Something of this sort was, I think, agreed on. It is, in
substance, what I have been all my life doing in my system of philosophy.
[Footnote 1:
Poetical Works, vol. i. p. 206. It is not too much to say of this beautiful
poem, and yet it is difficult to say more, that it is at once worthy of the
poet, his subject, and his object:--
"An Orphic song indeed,
A song divine of high and passionate thoughts,
To their own music chanted."--ED.]
* * * * *
I think Wordsworth possessed more of the genius of a great philosophic poet
than any man I ever knew, or, as I believe, has existed in England since
Milton; but it seems to me that he ought never to have abandoned the
contemplative position, which is peculiarly--perhaps I might say
exclusively--fitted for him.

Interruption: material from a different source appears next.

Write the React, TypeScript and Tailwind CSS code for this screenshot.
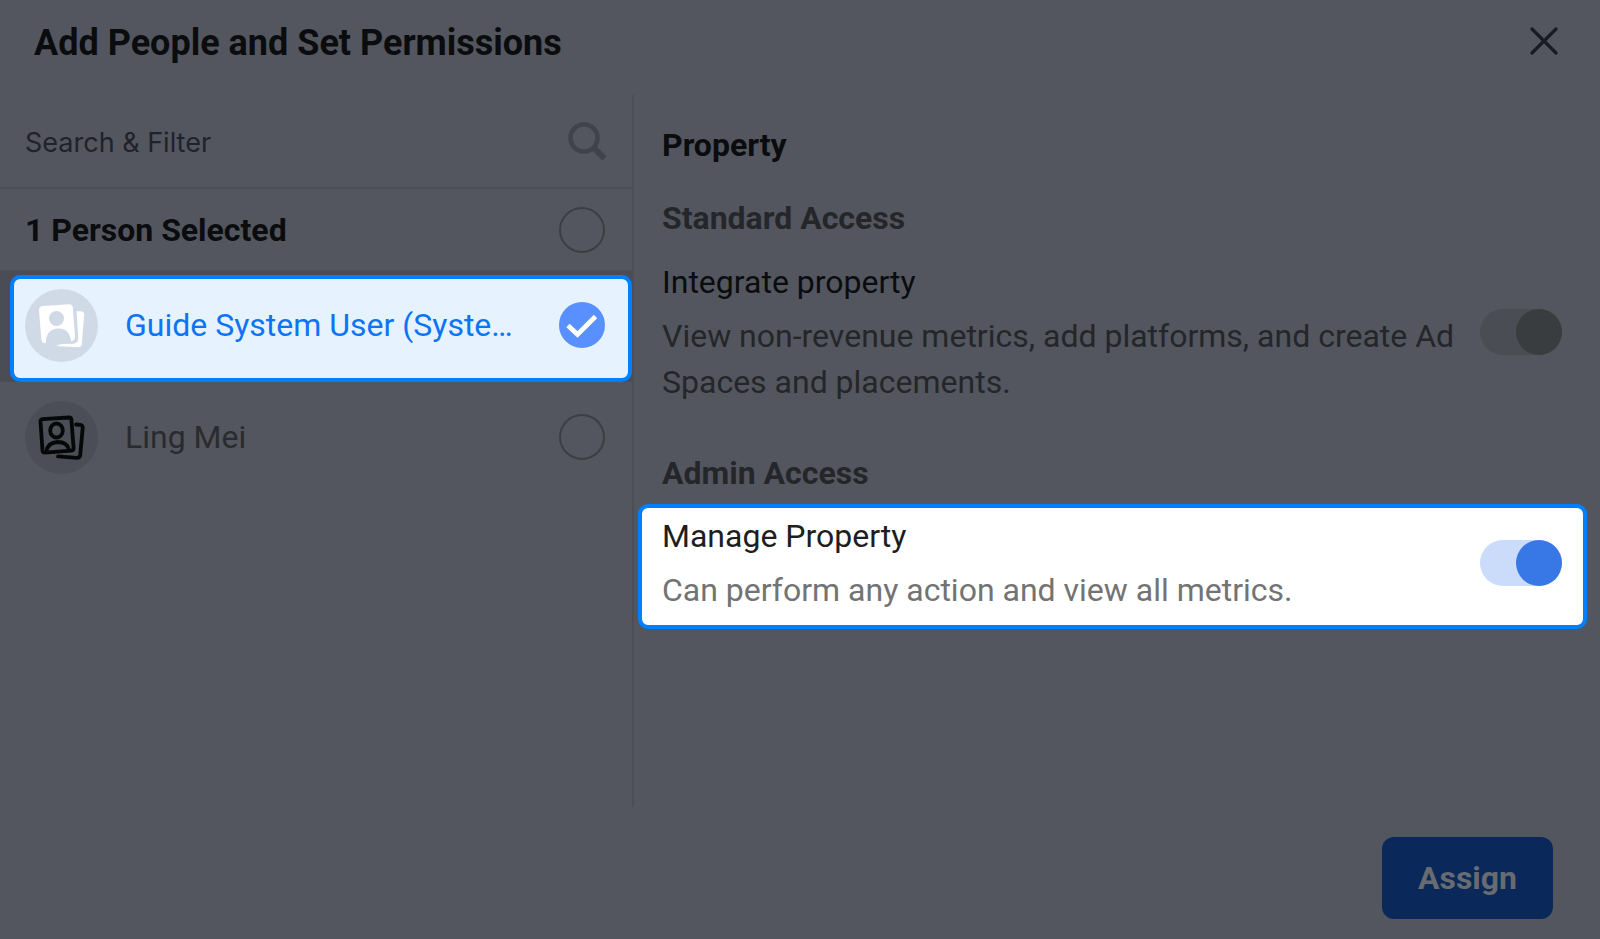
import { useState } from 'react';

interface Person {
  id: string;
  name: string;
}

interface SwitchProps {
  id: string;
  checked: boolean;
  disabled?: boolean;
  onChange?: () => void;
}

interface RoundCheckboxProps {
  id: string;
  checked: boolean;
  onChange: () => void;
}

const people: Person[] = [
  { id: 'guide', name: 'Guide System User (Syste…' },
  { id: 'ling', name: 'Ling Mei' },
];

function AvatarFilled() {
  return (
    <svg className="w-[73px] h-[73px] flex-shrink-0" viewBox="0 0 73 73" aria-hidden="true">
      <circle cx="36.5" cy="36.5" r="36.5" fill="#cfdae6" />
      <path d="M51.500 22.300 L56 22.300 Q59.500 22.800 59.200 26 L56.800 55 Q56.300 58.500 53 58.300 L34 57.200 Q31.500 57 31.500 55 L48.500 54.800 Q53.500 54 53.300 48.500 Z" fill="#fff" />
      <path d="M17.500 17 L44 15.200 Q47.500 15.200 47.800 18.500 L50 47 Q50.200 51.500 46.500 52.300 L20 54 Q16.600 54 16.300 50.500 L14 21 Q13.900 17.400 17.500 17 Z" fill="#fff" />
      <circle cx="31.500" cy="29.500" r="7.500" fill="#cfdae6" />
      <path d="M20.800 54.500 C20.800 43.500 26 40 33 39.500 C40 39 45 43 46.300 52.800 L33 56 Z" fill="#cfdae6" />
    </svg>
  );
}

function AvatarOutline() {
  return (
    <svg className="w-[73px] h-[73px] flex-shrink-0" viewBox="0 0 73 73" aria-hidden="true">
      <circle cx="36.5" cy="36.5" r="36.5" fill="#4b4e56" />
      <g fill="none" stroke="#060708" strokeWidth="3.8" strokeLinecap="round" strokeLinejoin="round">
        <path d="M17.500 18.200 L44 16.500 Q46.200 16.500 46.400 18.700 L48.600 47 Q48.600 49.500 46.300 49.700 L20 51.600 Q17.800 51.600 17.500 49.400 L15.500 20.700 Q15.400 18.500 17.500 18.200 Z" />
        <ellipse cx="31.500" cy="29.500" rx="6.300" ry="7" />
        <path d="M21.500 50.500 Q22.500 41.500 32.500 41 Q42.500 41 44 49" />
        <path d="M51 23.500 L55 23.800 Q58 24.200 57.700 27 L55.200 54 Q54.800 57 52 56.800 L33 55.300" />
      </g>
    </svg>
  );
}

function RoundCheckbox({ id, checked, onChange }: RoundCheckboxProps) {
  return (
    <span className="relative flex w-[46px] h-[46px] flex-shrink-0">
      <input
        id={id}
        type="checkbox"
        checked={checked}
        onChange={onChange}
        className="appearance-none w-full h-full rounded-full border-2 border-[#3c3e46] checked:border-[#5890ff] checked:bg-[#5890ff] cursor-pointer"
      />
      {checked && (
        <svg className="absolute inset-0 pointer-events-none" viewBox="0 0 46 46" fill="none" stroke="#fff" strokeWidth="4.8" aria-hidden="true">
          <path d="M9 23.500 L18.500 32.500 L36.500 14.500" />
        </svg>
      )}
    </span>
  );
}

function Switch({ id, checked, disabled, onChange }: SwitchProps) {
  return (
    <input
      id={id}
      type="checkbox"
      role="switch"
      checked={checked}
      disabled={disabled}
      onChange={onChange}
      className={`appearance-none flex w-[82px] h-[46px] flex-shrink-0 rounded-full checked:justify-end before:block before:w-[46px] before:h-[46px] before:rounded-full ${
        disabled ? 'bg-[#4a4d54] before:bg-[#393d3f]' : 'bg-[#cbdcfb] before:bg-[#3778e6] cursor-pointer'
      }`}
    />
  );
}

export default function App() {
  const [selected, setSelected] = useState<string[]>(['guide']);
  const [query, setQuery] = useState('');
  const [manage, setManage] = useState(true);

  const togglePerson = (id: string) => {
    setSelected(selected.includes(id) ? selected.filter((p) => p !== id) : [...selected, id]);
  };

  return (
    <div className="min-h-screen flex flex-col bg-[#53565e] font-['Roboto',sans-serif] text-[32px] leading-[46px] text-[#0b0c0e]">
      {/* Header */}
      <header className="flex items-start justify-between h-[95px] pt-5 pl-[34px] pr-10">
        <h1 className="text-[36px] font-bold">Add People and Set Permissions</h1>
        <button type="button" aria-label="Close" className="flex items-center justify-center w-8 h-[46px]">
          <svg className="w-8 h-8" viewBox="0 0 32 32" fill="none" stroke="#181b25" strokeWidth="3.2" strokeLinecap="round">
            <path d="M4 2 L28 26 M28 2 L4 26" />
          </svg>
        </button>
      </header>

      <main className="flex flex-1">
        {/* People */}
        <section className="w-[634px] flex-shrink-0 border-r-2 border-[#4b4e56]">
          <div className="flex items-center justify-between h-[94px] pl-[25px] pr-[25px] border-b-2 border-[#4b4e56]">
            <input
              type="text"
              aria-label="Search & Filter"
              placeholder="Search & Filter"
              value={query}
              onChange={(e) => setQuery(e.target.value)}
              className="flex-1 min-w-0 pt-1 bg-transparent font-['Inter',sans-serif] text-[27px] text-[#1f222d] placeholder:text-[#1f222d] focus:outline-none"
            />
            <svg className="w-10 h-10 flex-shrink-0" viewBox="0 0 40 40" fill="none" stroke="#40434b" strokeWidth="4.5" aria-hidden="true">
              <circle cx="17" cy="17" r="13.500" />
              <path d="M26.500 26.500 L37.500 37.500" strokeWidth="6" />
            </svg>
          </div>

          <div className="flex items-center justify-between h-[82px] pl-[25px] pr-[27px] border-b border-[#4b4e56]">
            <label htmlFor="select-all" className="font-bold">{selected.length} Person Selected</label>
            <RoundCheckbox id="select-all" checked={selected.length === people.length} onChange={() => setSelected(people.map((p) => p.id))} />
          </div>

          {people.map((person) => {
            const active = selected.includes(person.id);
            return (
              <div key={person.id} className={active ? 'bg-[#4a4d56] pt-1 pl-[10px]' : 'pl-[10px]'}>
                <div
                  className={`flex items-center border-4 rounded-[10px] pl-[11px] pr-[23px] ${
                    active ? 'h-[107px] pb-[7px] border-[#0080ff] bg-[#e6f3ff] text-[#0c74f5]' : 'h-[110px] border-transparent text-[#2a2b2e]'
                  }`}
                >
                  {active ? <AvatarFilled /> : <AvatarOutline />}
                  <label htmlFor={person.id} className="flex-1 min-w-0 truncate ml-[27px]">{person.name}</label>
                  <RoundCheckbox id={person.id} checked={active} onChange={() => togglePerson(person.id)} />
                </div>
              </div>
            );
          })}
        </section>

        {/* Permissions */}
        <section className="flex-1 min-w-0 pt-[27px] pl-1 pr-[13px]">
          <div className="pl-6 pr-[25px]">
            <h2 className="font-bold">Property</h2>
            <h3 className="font-bold mt-[27px] text-[#24262a]">Standard Access</h3>
            <div className="flex items-center gap-5 mt-[18px]">
              <div className="flex-1 min-w-0">
                <label htmlFor="integrate" className="block">Integrate property</label>
                <p className="mt-2 text-[#24262a]">View non-revenue metrics, add platforms, and create Ad Spaces and placements.</p>
              </div>
              <Switch id="integrate" checked disabled />
            </div>
            <h3 className="font-bold mt-[45px] text-[#24262a]">Admin Access</h3>
          </div>

          <div className="flex items-center gap-5 mt-2 pl-5 pr-[21px] pt-[5px] pb-3 bg-white border-4 border-[#0080ff] rounded-[10px]">
            <div className="flex-1 min-w-0">
              <label htmlFor="manage" className="block text-[#1c1e21]">Manage Property</label>
              <p className="mt-2 text-[#737373]">Can perform any action and view all metrics.</p>
            </div>
            <Switch id="manage" checked={manage} onChange={() => setManage(!manage)} />
          </div>
        </section>
      </main>

      {/* Footer */}
      <footer className="flex justify-end pt-[30px] pr-[47px] pb-5">
        <button type="button" className="h-[82px] px-9 rounded-xl bg-[#0a2859] font-bold text-[#686b70]">
          Assign
        </button>
      </footer>
    </div>
  );
}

His proper title is _Spectator ab extra_.
* * * * *
_July_ 23. 1832.
FRENCH REVOLUTION.
No man was more enthusiastic than I was for France and the Revolution: it
had all my wishes, none of my expectations. Before 1793, I clearly saw and
often enough stated in public, the horrid delusion, the vile mockery, of
the whole affair.[1]
When some one said in my brother James's presence[2] that I was a Jacobin,
he very well observed,--"No! Samuel is no Jacobin; he is a hot-headed
Moravian!" Indeed, I was in the extreme opposite pole.